Technology, our death, and religion
Either mythologized or technologized for entertainment, the mystery of our mortal nature will not go away. Or perhaps it will, when we start asking the right questions. Here's a few:
Is existential pain real for me? Am I anxious about the present? Are future perspectives terrifying? Is my life precious if I am not a millionaire? Am I competent to solve the problems of the world because I am famous or a billionaire? Can I solve the problems of my community when I haven't solved my own? What is real freedom? Is stupidity a virus? Is there a vaccine against existential Angst and fear of death? How not to die now? Is everything I have learned of service to me? What is not serving me? Will I die if I discard borrowed knowledge and start inquiring about existence myself?
Questions are endless. Hopefully, our bodies are not.
Technology claims to liberate us from the crude reality of the Dasein, the state of being here, geworfen, jeté, thrown into one single frail body. Yet, technology is nothing but a discourse (logos) on doing (technè), and must borrow a bit of immortality to religion to sustain itself and charm us. Religion never eludes death.
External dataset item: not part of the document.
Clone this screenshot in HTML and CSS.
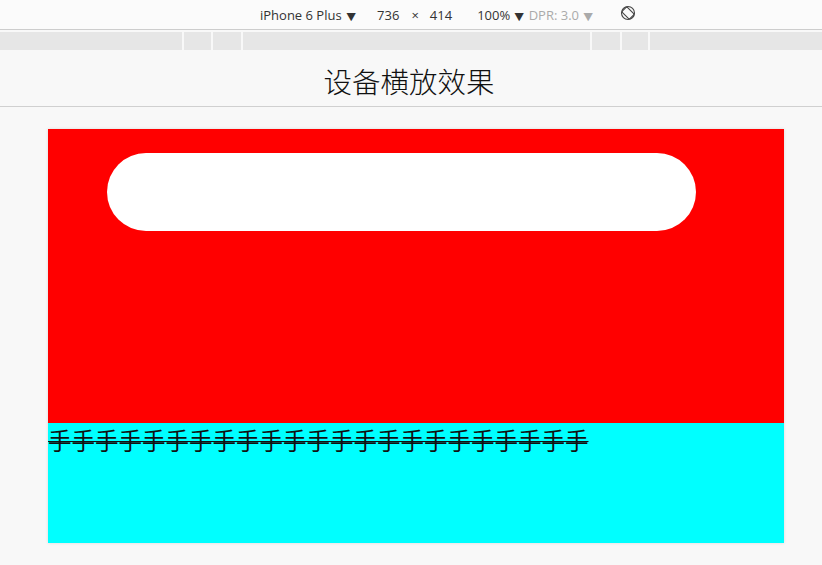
FILE: index.html
```html
<!DOCTYPE html>
<html>
<head>
<meta charset="utf-8">
<link rel="stylesheet" href="styles.css">
</head>
<body>
<div class="toolbar">
  <span class="device">iPhone 6 Plus<span class="tri">▼</span></span>
  <span class="dim">736</span>
  <span class="times">×</span>
  <span class="dim">414</span>
  <span class="zoom">100%<span class="tri">▼</span></span>
  <span class="dpr">DPR: 3.0<span class="tri">▼</span></span>
  <span class="rotate">
    <svg width="16" height="16" viewBox="0 0 16 16"><g fill="none" stroke="#444" stroke-width="1.1"><circle cx="8" cy="8" r="6.5"/><rect x="4.4" y="2.6" width="7.2" height="10.8" rx="1.3" transform="rotate(-45 8 8)"/></g></svg>
  </span>
</div>
<div class="ruler">
  <div class="seg s1"></div>
  <div class="seg s2"></div>
  <div class="seg s3"></div>
  <div class="seg s4"></div>
  <div class="seg s5"></div>
  <div class="seg s6"></div>
  <div class="seg s7"></div>
</div>
<div class="header">设备横放效果</div>
<div class="stage">
  <div class="screen">
    <div class="top">
      <div class="pill"></div>
    </div>
    <div class="bottom">
      <p class="hands">手手手手手手手手手手手手手手手手手手手手手手手</p>
    </div>
  </div>
</div>
</body>
</html>
```

FILE: styles.css
```css
html, body {
  margin: 0;
  padding: 0;
  background: #f8f8f8;
  width: 822px;
  height: 565px;
  overflow: hidden;
}
.toolbar {
  height: 29px;
  background: #fbfbfb;
  border-bottom: 1px solid #cdcdcd;
  display: flex;
  align-items: center;
  font-family: "Open Sans", sans-serif;
  font-size: 13px;
  color: #333;
  padding-left: 260px;
  box-sizing: content-box;
}
.tri {
  font-family: "DejaVu Sans", sans-serif;
  font-size: 11px;
  margin-left: 5px;
  transform: scaleX(1.1);
  display: inline-block;
}
.device { margin-right: 22px; }
.times { margin: 0 11px 0 12px; }
.zoom { margin-left: 25px; margin-right: 5px; }
.dpr { color: #aaa; }
.rotate { margin-left: 27px; display: flex; margin-top: -3px; }
.ruler {
  margin-top: 2px;
  height: 18px;
  display: flex;
  gap: 2px;
}
.seg { background: #e6e6e6; height: 18px; }
.s1 { width: 182px; }
.s2 { width: 27px; }
.s3 { width: 28px; }
.s4 { width: 347px; }
.s5 { width: 28px; }
.s6 { width: 26px; }
.s7 { flex: 1; }
.header {
  border-bottom: 1px solid #d0d0d0;
  display: flex;
  align-items: center;
  justify-content: center;
  font-family: "Noto Sans CJK SC", sans-serif;
  font-size: 28.5px;
  font-weight: 300;
  color: #111;
  padding: 5px 4px 0 0;
  box-sizing: border-box;
  height: 57px;
}
.stage {
  padding: 22px 0 0 48px;
}
.screen {
  width: 736px;
  height: 414px;
  box-shadow: 0 0 3px rgba(0,0,0,0.12);
  display: flex;
  flex-direction: column;
}
.top {
  height: 294px;
  background: #ff0000;
  padding: 24px 0 0 59px;
  box-sizing: border-box;
}
.pill {
  width: 589px;
  height: 78px;
  border-radius: 39px;
  background: #fff;
}
.bottom {
  flex: 1;
  background: #00ffff;
}
.hands {
  margin: 0;
  font-family: "Noto Sans CJK SC", sans-serif;
  font-size: 23.5px;
  line-height: 34px;
  color: #111;
  text-decoration: line-through;
  text-decoration-thickness: 1px;
}
```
What we want, what's eating us up and causes us to document our lives endlessly with our smartphones is a religious temptation, the possibility that we may not be as finite as we think (without being able to prove it because reality, biological life, and viruses demonstrate otherwise).
Despite the many scandals and obvious obsolescence of its cosmologies, religion will keep on thriving. Not religion as a political institution, not "man-made" religion, not religious mythology (although majestic, hardly understood, and transcended), but the act of being religious, of bringing a sacred quality to life, of operating an inner revolution, of relating to what lies beyond the obvious, because what is obvious does not work anymore.
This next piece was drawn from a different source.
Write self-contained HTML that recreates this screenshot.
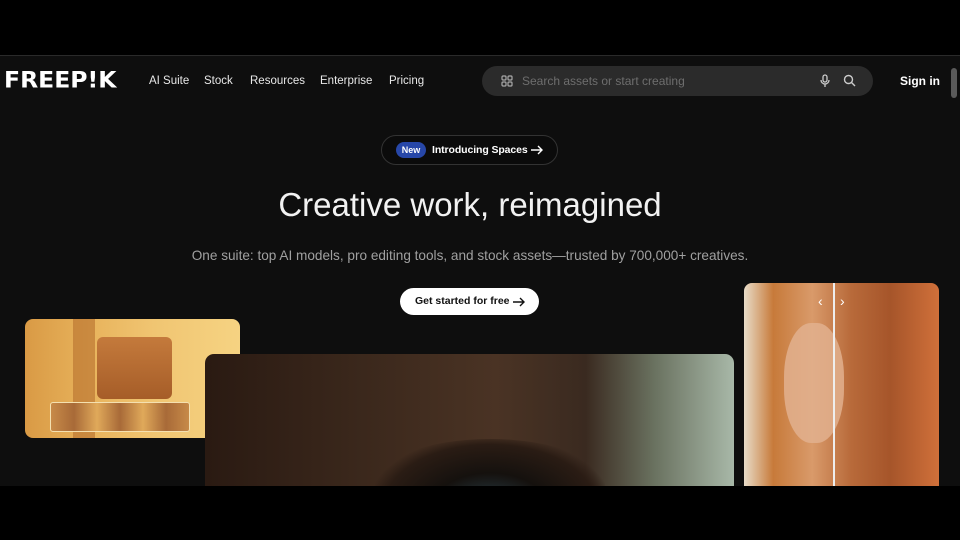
<!DOCTYPE html>
<html><head><meta charset="utf-8"><style>
*{margin:0;padding:0;box-sizing:border-box}
body{width:960px;height:540px;background:#000;overflow:hidden;font-family:"Liberation Sans",sans-serif;position:relative}
#page{position:absolute;left:0;top:55px;width:960px;height:431px;background:#0e0e0e;border-top:1px solid #2a2a2a;overflow:hidden}
.abs{position:absolute}
.nav{color:#e8e8e8;font-size:11.5px;top:19px}
.logo{left:4px;top:12px;color:#fff;font-weight:900;font-size:21px;font-family:"DejaVu Sans","Liberation Sans",sans-serif;transform:scale(1.12,1.05);transform-origin:left}
.search{left:482px;top:10px;width:391px;height:30px;border-radius:15px;background:#2b2b2b}
.pill{left:381px;top:79px;width:177px;height:30px;border:1px solid #333;border-radius:15px;background:#0b0b0b}
</style></head><body>
<div id="page">
<div class="abs logo">FREEP!K</div>
<div class="abs nav" style="left:149px">AI Suite</div>
<div class="abs nav" style="left:204px">Stock</div>
<div class="abs nav" style="left:250px">Resources</div>
<div class="abs nav" style="left:320px">Enterprise</div>
<div class="abs nav" style="left:389px">Pricing</div>
<div class="abs search">
 <svg class="abs" style="left:19px;top:9px" width="12" height="12" viewBox="0 0 12 12" fill="none" stroke="#aaa" stroke-width="1.2"><rect x="1" y="1" width="4" height="4" rx="1"/><rect x="7" y="1" width="4" height="4" rx="1"/><rect x="1" y="7" width="4" height="4" rx="1"/><rect x="7" y="7" width="4" height="4" rx="1"/></svg>
 <div class="abs" style="left:40px;top:8px;font-size:12px;color:#6e6e6e">Search assets or start creating</div>
 <svg class="abs" style="left:337px;top:8px" width="12" height="14" viewBox="0 0 12 14" fill="none" stroke="#ccc" stroke-width="1.3"><rect x="4" y="1" width="4" height="7" rx="2"/><path d="M2 6a4 4 0 0 0 8 0M6 10v3"/></svg>
 <svg class="abs" style="left:361px;top:8px" width="13" height="13" viewBox="0 0 13 13" fill="none" stroke="#ccc" stroke-width="1.4"><circle cx="5.5" cy="5.5" r="4"/><path d="M8.5 8.5l3.5 3.5"/></svg>
</div>
<div class="abs" style="left:900px;top:18px;color:#fff;font-size:12px;font-weight:bold">Sign in</div>
<div class="abs" style="left:951px;top:12px;width:6px;height:30px;border-radius:3px;background:#5a5a5a"></div>
<div class="abs pill">
 <div class="abs" style="left:14px;top:6px;width:30px;height:16px;border-radius:8px;background:#2747a8;color:#fff;font-size:9px;font-weight:bold;text-align:center;line-height:16px">New</div>
 <div class="abs" style="left:50px;top:8px;color:#fff;font-size:10.5px;font-weight:bold;letter-spacing:-0.1px">Introducing Spaces</div>
 <svg class="abs" style="left:148px;top:9px" width="14" height="10" viewBox="0 0 14 10" fill="none" stroke="#fff" stroke-width="1.4"><path d="M1 5h11M8 1l4 4-4 4"/></svg>
</div>
<div class="abs" style="left:0;width:940px;top:130px;text-align:center;color:#f2f2f2;font-size:33px">Creative work, reimagined</div>
<div class="abs" style="left:0;width:940px;top:192px;text-align:center;color:#a0a0a0;font-size:13.6px">One suite: top AI models, pro editing tools, and stock assets—trusted by 700,000+ creatives.</div>
<div class="abs" style="left:400px;top:232px;width:139px;height:27px;border-radius:14px;background:#fff;color:#111;font-size:10.5px;font-weight:bold;line-height:27px;padding-left:15px">Get started for free</div>
<svg class="abs" style="left:512px;top:241px" width="14" height="10" viewBox="0 0 14 10" fill="none" stroke="#111" stroke-width="1.4"><path d="M1 5h11M8 1l4 4-4 4"/></svg>
<div class="abs" style="left:25px;top:263px;width:215px;height:119px;border-radius:8px;background:linear-gradient(90deg,#d99a45 0%,#e8b35c 30%,#f0c572 60%,#f6d382 100%);overflow:hidden">
 <div class="abs" style="left:48px;top:0;width:22px;height:119px;background:#b56e2d;opacity:.6"></div>
 <div class="abs" style="left:72px;top:18px;width:75px;height:62px;border-radius:6px;background:linear-gradient(#c47a3c,#a65d28)"></div>
 <div class="abs" style="left:25px;top:83px;width:140px;height:30px;border:1px solid #f4e0b0;border-radius:3px;background:linear-gradient(90deg,#c78a48,#a86a38,#e0a95a,#a86a38,#e0a95a,#a86a38,#c78a48)"></div>
</div>
<div class="abs" style="left:205px;top:298px;width:529px;height:140px;border-radius:9px;overflow:hidden;background:linear-gradient(90deg,#2a1a12 0%,#3b281c 30%,#4a3324 55%,#3a2a20 72%,#6a7260 85%,#a8b8a8 100%)">
 <div class="abs" style="left:170px;top:85px;width:230px;height:90px;border-radius:50%;background:radial-gradient(ellipse at 50% 75%,#2a3f48 0%,#15110e 35%,#2a1c14 65%,transparent 75%)"></div>
</div>
<div class="abs" style="left:744px;top:227px;width:195px;height:210px;border-radius:8px;overflow:hidden;background:linear-gradient(90deg,#e8dcc8 0%,#c77a3a 15%,#d99a6a 35%,#b86a3a 55%,#a6552a 75%,#d0703a 100%)">
 <div class="abs" style="left:40px;top:40px;width:60px;height:120px;border-radius:45%;background:#e2b08e;opacity:.85"></div>
 <div class="abs" style="left:89px;top:0;width:2px;height:210px;background:#eee"></div>
 <div class="abs" style="left:74px;top:10px;color:#fff;font-size:14px">‹</div>
 <div class="abs" style="left:96px;top:10px;color:#fff;font-size:14px">›</div>
</div>
</div>
</body></html>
"Obvious" doesn't work anymore
Here's an obvious fact: the Corona virus varies, chokes people to death, and requires extreme caution to protect ourselves and to protect others, but we keep holding on to the past and pretend Christmas, New Year's Eve inebriated celebrations, our business trips, Instagram relevancy, or our "vacay" are more important than what supports them: our physical integrity.
Apparently, we enjoy deriving our sense of self from the body, while we virtualize and endanger it. "Obvious" doesn't work anymore. Life is complex or maybe not. Maybe we need a faster aletheia, a mass awakening and pain will help with that.
Poetry will not cure Covid-19 and will not make up for our defective intellects, but poetic being is close to religious being.
Poets are extremely sensitive because they experience the body a lot and as a Poet starts to mature, s(he) realizes the body contains wonders and nightmares which cannot be lived without other bodies. With all its thoughts and emotions, the body is a temple of interpersonality for us, poets.
As for religious people (the real ones), they experience oneness, an elusive quality of consciousness, and treat the body as a shrine too. Not a shrine of personal thoughts, drives, and emotions, but a sanctuary for the absolute. A vehicle for self-realization: the purpose of life. What real mystics identify as the Self, others call it “God.”
Sensitivity to life is religious and poetic. The Poet is interpersonal. The mystic is impersonal. One is on its way to the other. For both, otherness is an essential aspect of the human experience, a doorway to reality, the absolute: life.
If technology does not reflect or enhance reverence for life, we need to get rid of it.
Augmented living and a dream about the Gods
One of {R}’s editorial members had a fascination for a ritualistic object from India called Yantra. The word Yantra means "barrier," "reins," "lock," "guide," but also "machine," "constraint," "restraint," "bind" and conveys the idea of strength (see Sanskrit-French Dictionary,
Inria).
Devotees pray before yantras, bathe them with perfume, milk, and other precious substances, and offer flowers to them. Why the need to propitiate objects and why are we talking about this? Yantras are devices of worship.
Our obsession with augmented living and robots is not new, yantras dating back to the early stage of tantric worship of the Goddess thousands of years ago.
So, for some psychological reason {R} encourages you to explore, our collective unconscious links divinity, immortality or eternity to the machine, the mechanic.
Machines are "a complex and manufactured object which transforms one form of energy into another and uses this outlet to trigger an effect, to act directly on the object of work for modification according to a fixed goal." (Translation
CNRTL)
Internet is a meta-machine. Pondering over the definition above again, having internet and social media in mind will start the aletheia.